5) On the working-class roots of mass tourism

It might well be that many of the touristic styles that we now regard as ‘mass tourism’ have firmer roots in these working-class patterns than they do in travel conventions established by the upper classes. For the elite European traveler of the late 19th century, tourism appears to have emerged as a vehicle for social distinction. It had acquired both a competitive and romantic edge, in which an individual might be judged by the extent and uniqueness of his or her journeys in the pursuit of recreation and leisure. For some working-class tourists, on the other hand, the expressions of solidarity and collegiality might well have been more important than individuality in planning a vacation. This could easily be judged to be a more appropriate style of tourism where the need for cooperation, shared experience, and pooled resources contributed so much to everyday survival. In a more immediate sense, for those of us who now belong to a large and widely diverse middle class, some aspects of both traditions will probably ring true. In our attempts to understand both the history and the cultural significance of tourism, it might well be important to pay attention to both messages.

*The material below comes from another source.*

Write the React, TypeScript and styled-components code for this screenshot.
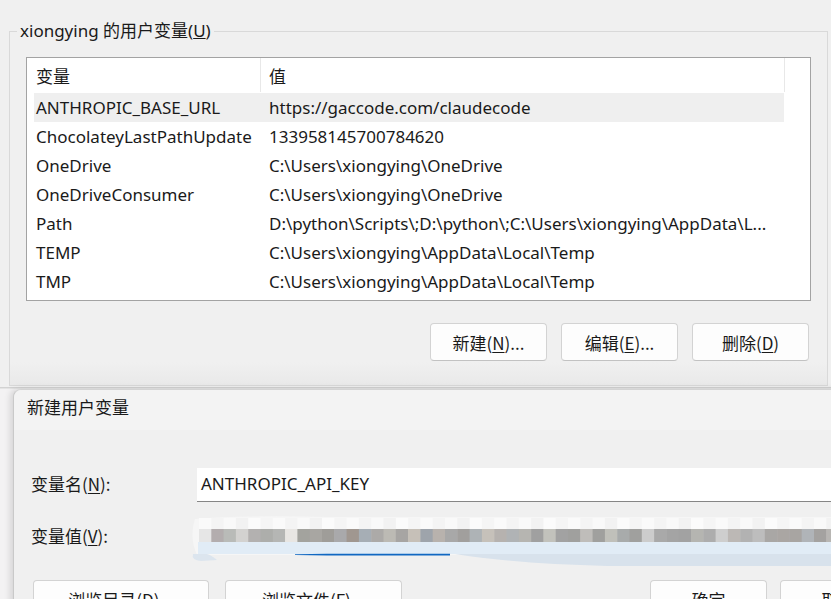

6) On the complexities that result when foreign capital funds tourism

The amount of profits that leak from a country or region depends greatly on the degree to which tourism investment is or is not dominated by foreign capital. It is also related to the type of tourism that is common to a region. For example, ‘first class’ tourist facilities often require the importation of goods that tourists expect as a part of the high cost of their accommodations. On the other hand, ‘low-end’ or ‘backpacker’ tourism is more likely to rely on locally produced goods and services, resulting in less leakage. In some countries that rely heavily on foreign capital investment and cater almost exclusively to first-class tourists, as much as 90 percent of the profits from tourism might leave the country.

7) On the challenges of ecotourism when ecotourists prize comfort

Ecotourism not only encourages the retention and conservation of natural resources but can also serve to educate both tourists and their ‘host’ communities as to the complex interaction of human and natural environments. On the other hand, one of the major problems associated with the recent popularity of ecotourism lies in trying to accommodate increasing numbers of visitors without threatening anew the often-fragile environmental resources to which they are attracted. Conversely, another major problem has been the lack of sufficient infrastructure to ensure a reliable flow of tourists. Many ecotourism projects have failed as result of overestimating most tourists’ spirit of adventure and failing to provide adequate roads and accommodations for visitors.

8) On how any search for pre-modernity is an expression of modernity

Tourism is often a leisured search for other traditions that are untouched by modern influences, and a longing for a sense of authenticity through which the tourist might at least briefly escape the alienation of the industrial age. Paradoxically, the search is itself an expression of the modernity from which the tourist seeks to escape. In this sense, the attachment of the label traditional to particular objects, places, and people serves to establish the pervasive influence of modernity by imagining those few objects of desire that are supposedly not modern.

9) On the way that true authenticity is tied to the needs of local people

I remain unconvinced that the real is a thing of the past, or that the past was at any time more real than the present. Accordingly, my sense of the authentic is that it occurs under conditions in which people have significant control over their affairs, to the extent that they are able to play an active role in determining how changes occur in their social settings. Resistance to change is as much an act of deliberateness as is the will to adopt new customs and practices. Authentic cultures might not be able to predict their futures or to act in a wholly independent manner, but they have the wherewithal to play a significant role in participating in those processes that will shape their lives.